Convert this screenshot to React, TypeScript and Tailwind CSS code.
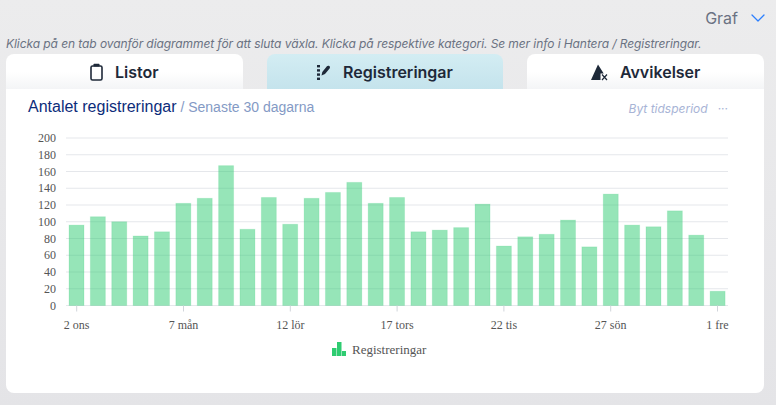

* * *

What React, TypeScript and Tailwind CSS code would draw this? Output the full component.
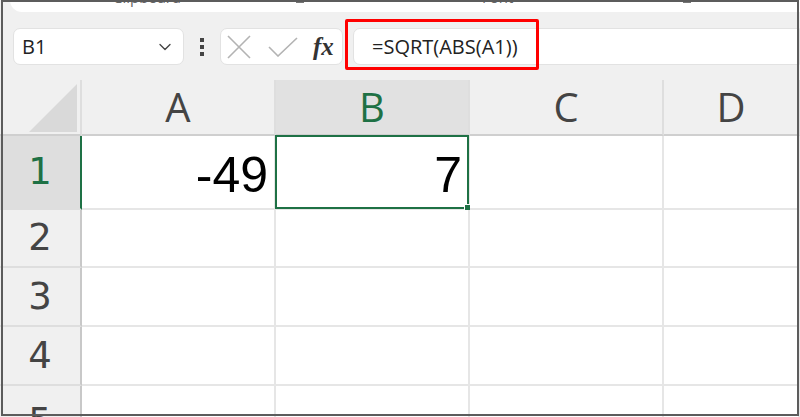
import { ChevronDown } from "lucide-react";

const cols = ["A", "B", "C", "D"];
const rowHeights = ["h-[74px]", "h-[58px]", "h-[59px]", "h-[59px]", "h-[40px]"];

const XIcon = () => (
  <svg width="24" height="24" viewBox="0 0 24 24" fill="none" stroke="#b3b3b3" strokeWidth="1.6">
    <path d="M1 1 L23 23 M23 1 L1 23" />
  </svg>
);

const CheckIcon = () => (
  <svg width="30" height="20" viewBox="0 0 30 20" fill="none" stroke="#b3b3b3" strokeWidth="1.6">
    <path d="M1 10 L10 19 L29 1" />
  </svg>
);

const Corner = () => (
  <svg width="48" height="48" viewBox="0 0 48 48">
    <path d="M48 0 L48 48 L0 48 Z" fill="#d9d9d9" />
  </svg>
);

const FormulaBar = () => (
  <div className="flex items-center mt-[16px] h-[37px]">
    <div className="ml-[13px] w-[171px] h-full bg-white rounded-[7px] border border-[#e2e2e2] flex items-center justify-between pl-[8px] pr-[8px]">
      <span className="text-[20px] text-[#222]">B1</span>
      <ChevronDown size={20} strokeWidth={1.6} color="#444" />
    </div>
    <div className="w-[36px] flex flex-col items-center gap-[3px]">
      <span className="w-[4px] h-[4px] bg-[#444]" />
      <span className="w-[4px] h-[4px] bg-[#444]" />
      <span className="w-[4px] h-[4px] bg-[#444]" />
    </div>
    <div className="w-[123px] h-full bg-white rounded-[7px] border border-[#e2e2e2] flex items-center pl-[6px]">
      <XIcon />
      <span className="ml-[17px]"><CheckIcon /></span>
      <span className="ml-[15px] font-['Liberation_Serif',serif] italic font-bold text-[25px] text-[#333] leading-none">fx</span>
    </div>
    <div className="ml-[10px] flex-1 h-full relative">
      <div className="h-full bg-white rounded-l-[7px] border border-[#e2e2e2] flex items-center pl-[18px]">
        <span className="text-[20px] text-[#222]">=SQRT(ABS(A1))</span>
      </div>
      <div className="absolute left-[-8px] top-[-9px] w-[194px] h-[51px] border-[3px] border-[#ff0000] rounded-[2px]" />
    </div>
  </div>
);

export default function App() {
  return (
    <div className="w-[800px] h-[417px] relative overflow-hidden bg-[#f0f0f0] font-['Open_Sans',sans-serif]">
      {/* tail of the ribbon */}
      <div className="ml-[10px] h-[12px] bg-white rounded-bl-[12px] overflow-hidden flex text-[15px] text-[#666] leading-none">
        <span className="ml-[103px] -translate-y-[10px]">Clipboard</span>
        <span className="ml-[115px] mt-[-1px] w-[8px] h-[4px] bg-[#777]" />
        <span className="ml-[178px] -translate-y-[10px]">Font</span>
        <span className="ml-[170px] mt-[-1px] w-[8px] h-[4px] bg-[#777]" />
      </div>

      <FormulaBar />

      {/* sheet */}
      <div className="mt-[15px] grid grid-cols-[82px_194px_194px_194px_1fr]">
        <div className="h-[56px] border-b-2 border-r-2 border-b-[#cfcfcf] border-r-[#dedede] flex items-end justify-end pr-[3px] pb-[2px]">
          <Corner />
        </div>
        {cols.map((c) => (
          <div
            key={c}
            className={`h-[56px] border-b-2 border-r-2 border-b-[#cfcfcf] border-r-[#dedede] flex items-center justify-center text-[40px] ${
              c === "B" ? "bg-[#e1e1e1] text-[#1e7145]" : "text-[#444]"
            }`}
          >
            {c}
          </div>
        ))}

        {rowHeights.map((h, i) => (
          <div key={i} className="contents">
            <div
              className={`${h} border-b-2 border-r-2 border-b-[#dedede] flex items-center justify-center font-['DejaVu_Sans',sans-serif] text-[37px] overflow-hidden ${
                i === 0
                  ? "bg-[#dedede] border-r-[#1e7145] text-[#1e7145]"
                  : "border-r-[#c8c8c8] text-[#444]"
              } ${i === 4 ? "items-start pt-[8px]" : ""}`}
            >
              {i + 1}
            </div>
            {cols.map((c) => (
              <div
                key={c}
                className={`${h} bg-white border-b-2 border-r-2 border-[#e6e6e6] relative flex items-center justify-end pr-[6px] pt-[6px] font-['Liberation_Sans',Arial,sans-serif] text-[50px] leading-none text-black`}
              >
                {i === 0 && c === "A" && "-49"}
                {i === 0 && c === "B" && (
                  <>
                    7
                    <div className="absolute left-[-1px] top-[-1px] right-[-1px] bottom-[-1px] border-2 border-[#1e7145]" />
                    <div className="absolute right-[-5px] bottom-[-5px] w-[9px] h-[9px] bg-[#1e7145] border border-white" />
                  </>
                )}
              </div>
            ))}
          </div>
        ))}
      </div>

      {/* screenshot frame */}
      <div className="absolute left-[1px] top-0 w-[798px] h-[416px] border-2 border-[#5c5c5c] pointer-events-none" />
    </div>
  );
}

--

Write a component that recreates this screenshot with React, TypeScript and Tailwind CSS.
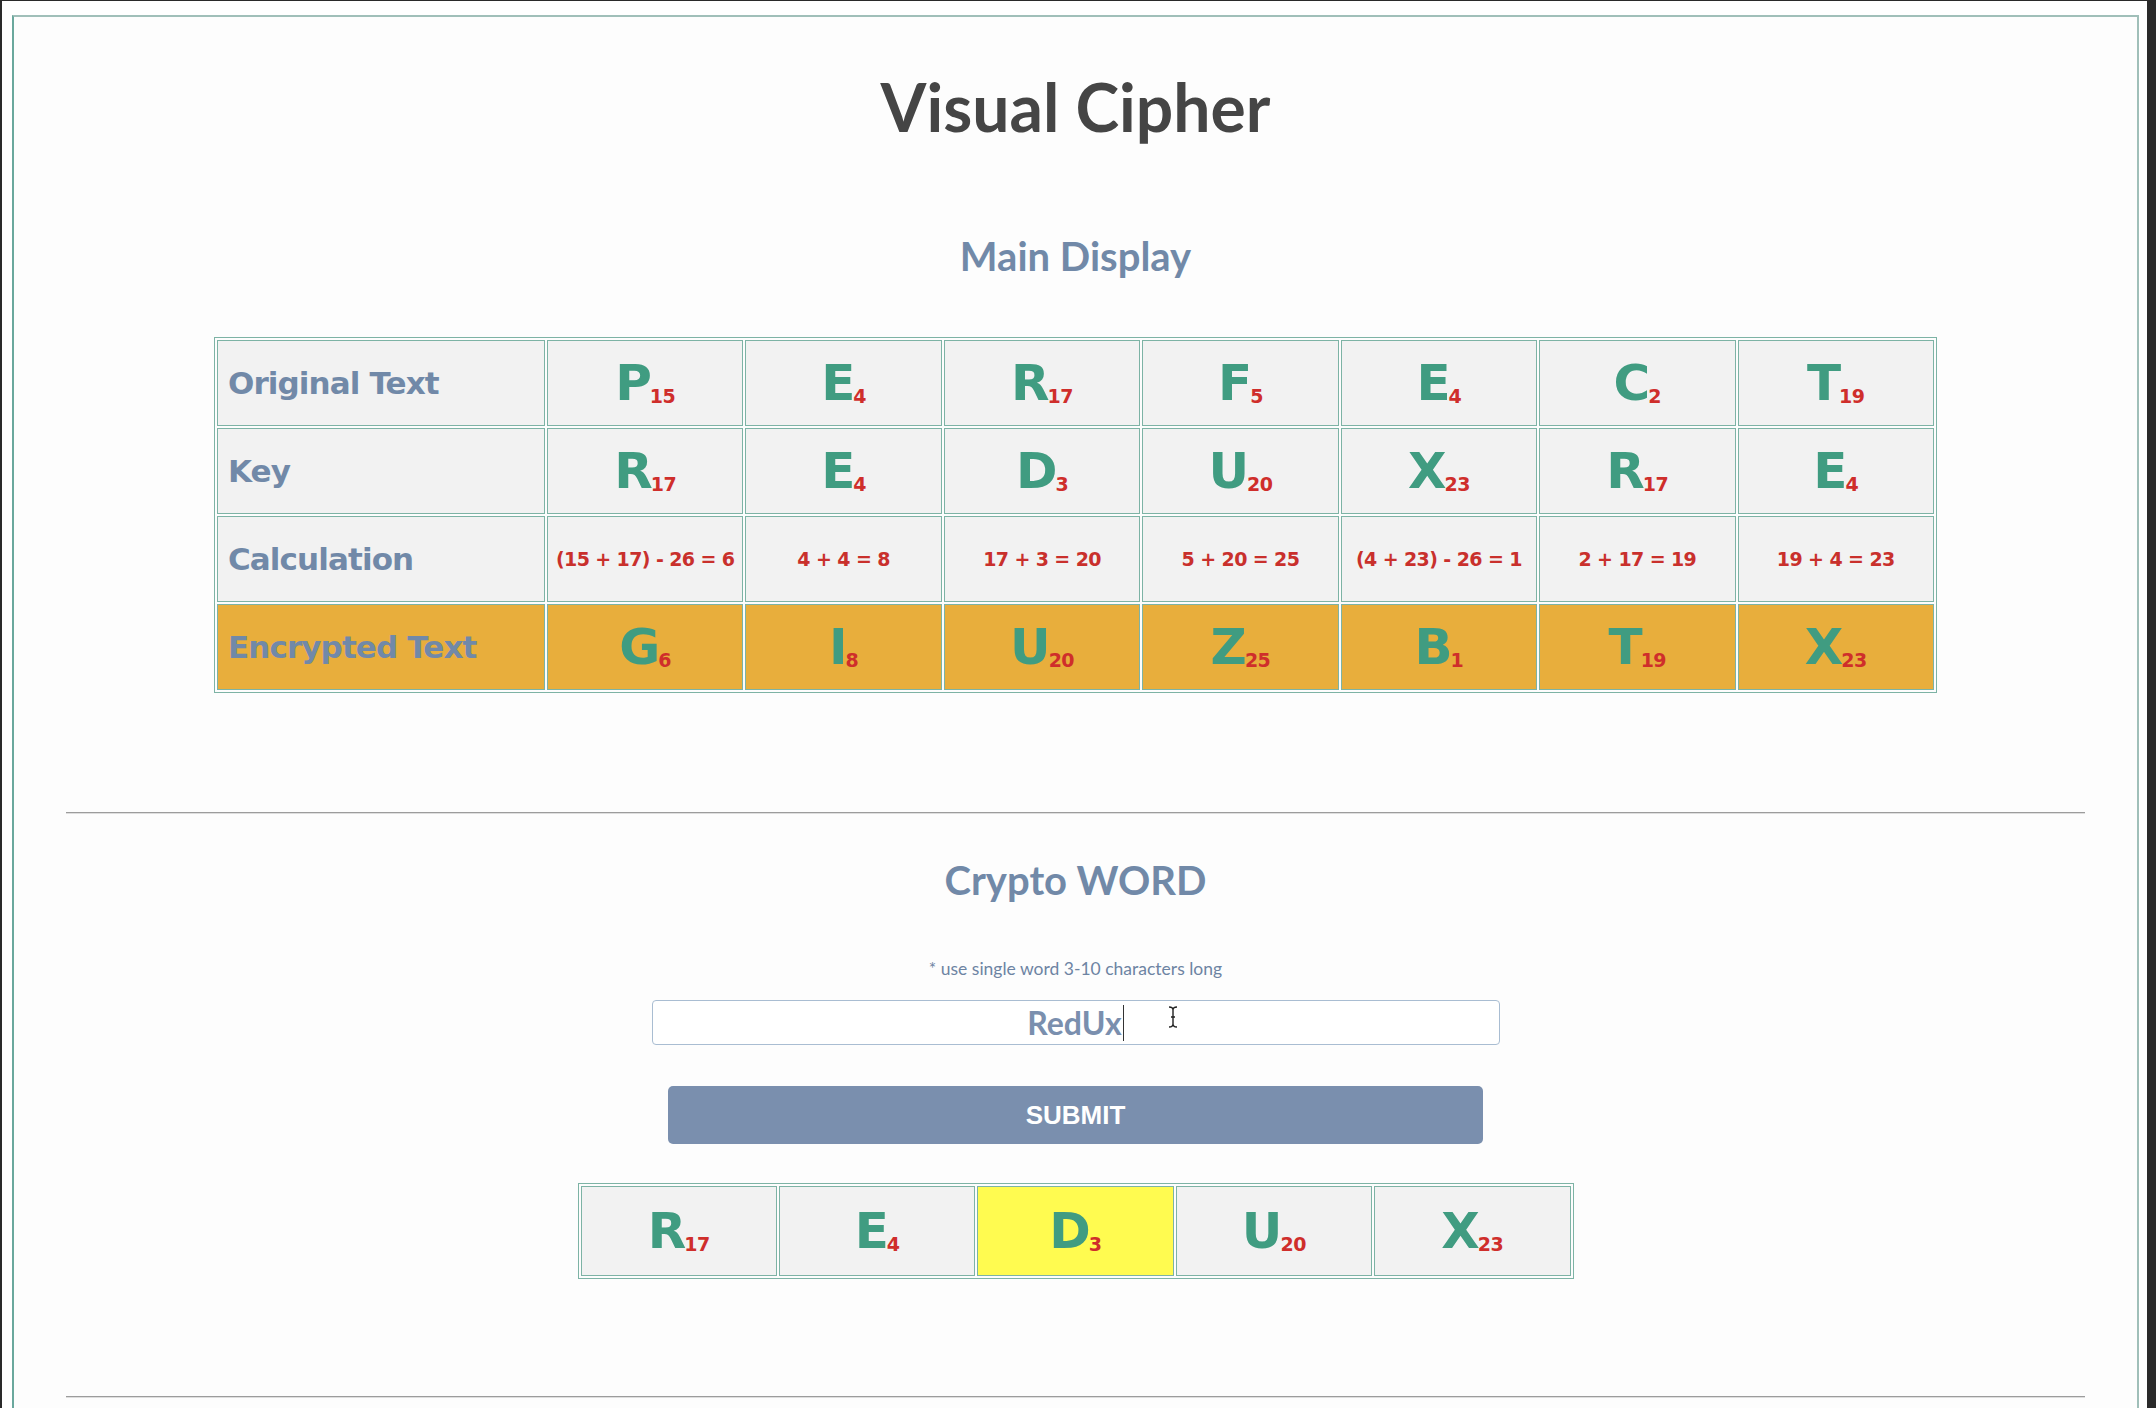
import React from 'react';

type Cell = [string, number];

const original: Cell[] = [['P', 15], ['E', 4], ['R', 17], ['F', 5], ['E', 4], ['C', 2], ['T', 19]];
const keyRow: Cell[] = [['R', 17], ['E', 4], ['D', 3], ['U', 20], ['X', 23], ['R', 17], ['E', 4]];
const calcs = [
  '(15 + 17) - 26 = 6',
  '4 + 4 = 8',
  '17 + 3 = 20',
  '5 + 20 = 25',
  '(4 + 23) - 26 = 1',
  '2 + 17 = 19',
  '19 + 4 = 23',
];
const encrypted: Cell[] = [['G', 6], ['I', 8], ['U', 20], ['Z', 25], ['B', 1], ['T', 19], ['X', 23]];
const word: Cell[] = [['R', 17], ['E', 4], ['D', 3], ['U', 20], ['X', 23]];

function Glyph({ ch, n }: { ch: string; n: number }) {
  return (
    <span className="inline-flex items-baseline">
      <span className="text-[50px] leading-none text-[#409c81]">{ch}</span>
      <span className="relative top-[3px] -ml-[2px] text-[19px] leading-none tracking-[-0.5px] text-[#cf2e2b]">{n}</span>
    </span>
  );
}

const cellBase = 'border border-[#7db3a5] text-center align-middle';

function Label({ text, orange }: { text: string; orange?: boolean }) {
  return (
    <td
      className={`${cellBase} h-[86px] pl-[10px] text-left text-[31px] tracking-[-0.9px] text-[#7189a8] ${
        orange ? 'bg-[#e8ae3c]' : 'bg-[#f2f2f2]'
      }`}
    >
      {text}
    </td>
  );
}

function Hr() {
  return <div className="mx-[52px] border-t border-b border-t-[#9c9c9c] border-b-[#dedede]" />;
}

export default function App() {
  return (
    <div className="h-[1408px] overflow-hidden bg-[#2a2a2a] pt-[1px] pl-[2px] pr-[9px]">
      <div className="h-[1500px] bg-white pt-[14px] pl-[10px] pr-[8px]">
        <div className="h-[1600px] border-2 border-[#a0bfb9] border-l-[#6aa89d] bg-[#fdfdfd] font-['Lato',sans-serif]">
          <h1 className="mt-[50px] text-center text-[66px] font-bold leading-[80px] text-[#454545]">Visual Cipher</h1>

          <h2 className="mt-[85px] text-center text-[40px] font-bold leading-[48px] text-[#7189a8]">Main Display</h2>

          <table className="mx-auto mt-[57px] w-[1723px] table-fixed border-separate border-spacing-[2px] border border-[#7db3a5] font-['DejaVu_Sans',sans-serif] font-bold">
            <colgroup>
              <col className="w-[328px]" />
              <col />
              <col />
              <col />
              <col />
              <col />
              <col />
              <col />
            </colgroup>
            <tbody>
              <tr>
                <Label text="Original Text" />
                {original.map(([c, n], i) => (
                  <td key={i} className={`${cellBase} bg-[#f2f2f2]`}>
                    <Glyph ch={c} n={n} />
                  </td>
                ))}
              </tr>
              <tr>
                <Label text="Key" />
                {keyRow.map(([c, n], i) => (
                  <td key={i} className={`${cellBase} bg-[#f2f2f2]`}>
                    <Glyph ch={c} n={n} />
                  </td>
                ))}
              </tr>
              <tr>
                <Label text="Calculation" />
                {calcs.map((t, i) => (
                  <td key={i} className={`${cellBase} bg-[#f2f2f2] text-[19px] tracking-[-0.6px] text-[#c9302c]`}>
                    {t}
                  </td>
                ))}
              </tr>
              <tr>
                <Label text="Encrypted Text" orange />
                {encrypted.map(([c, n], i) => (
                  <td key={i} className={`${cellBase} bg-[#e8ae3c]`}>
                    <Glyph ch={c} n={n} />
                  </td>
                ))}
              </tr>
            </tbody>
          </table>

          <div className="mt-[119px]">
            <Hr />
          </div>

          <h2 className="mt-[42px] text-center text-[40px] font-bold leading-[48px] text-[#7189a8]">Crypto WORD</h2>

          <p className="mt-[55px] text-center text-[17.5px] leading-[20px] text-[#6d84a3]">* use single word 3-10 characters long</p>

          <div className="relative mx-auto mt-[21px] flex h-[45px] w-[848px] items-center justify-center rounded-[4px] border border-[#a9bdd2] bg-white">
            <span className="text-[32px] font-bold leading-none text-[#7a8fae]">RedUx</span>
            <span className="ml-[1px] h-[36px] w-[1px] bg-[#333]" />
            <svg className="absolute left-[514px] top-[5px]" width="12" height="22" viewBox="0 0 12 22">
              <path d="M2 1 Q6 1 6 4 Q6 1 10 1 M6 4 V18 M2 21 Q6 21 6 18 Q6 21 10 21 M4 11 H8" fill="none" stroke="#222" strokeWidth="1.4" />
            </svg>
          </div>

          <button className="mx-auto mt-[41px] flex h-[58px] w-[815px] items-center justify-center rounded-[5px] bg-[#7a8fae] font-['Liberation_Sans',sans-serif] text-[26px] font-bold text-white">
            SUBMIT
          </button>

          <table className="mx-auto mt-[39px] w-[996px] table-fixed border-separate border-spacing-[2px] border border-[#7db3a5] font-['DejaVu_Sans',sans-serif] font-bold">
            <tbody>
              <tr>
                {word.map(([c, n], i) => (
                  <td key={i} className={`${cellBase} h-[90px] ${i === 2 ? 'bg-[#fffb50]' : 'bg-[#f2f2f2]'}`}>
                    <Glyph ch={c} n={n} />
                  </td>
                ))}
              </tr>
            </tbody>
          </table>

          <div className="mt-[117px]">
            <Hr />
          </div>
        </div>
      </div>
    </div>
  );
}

**Exercise aim**
Across the entries, how many lines contain "this"? Reply with the number only.

**Task solution**
3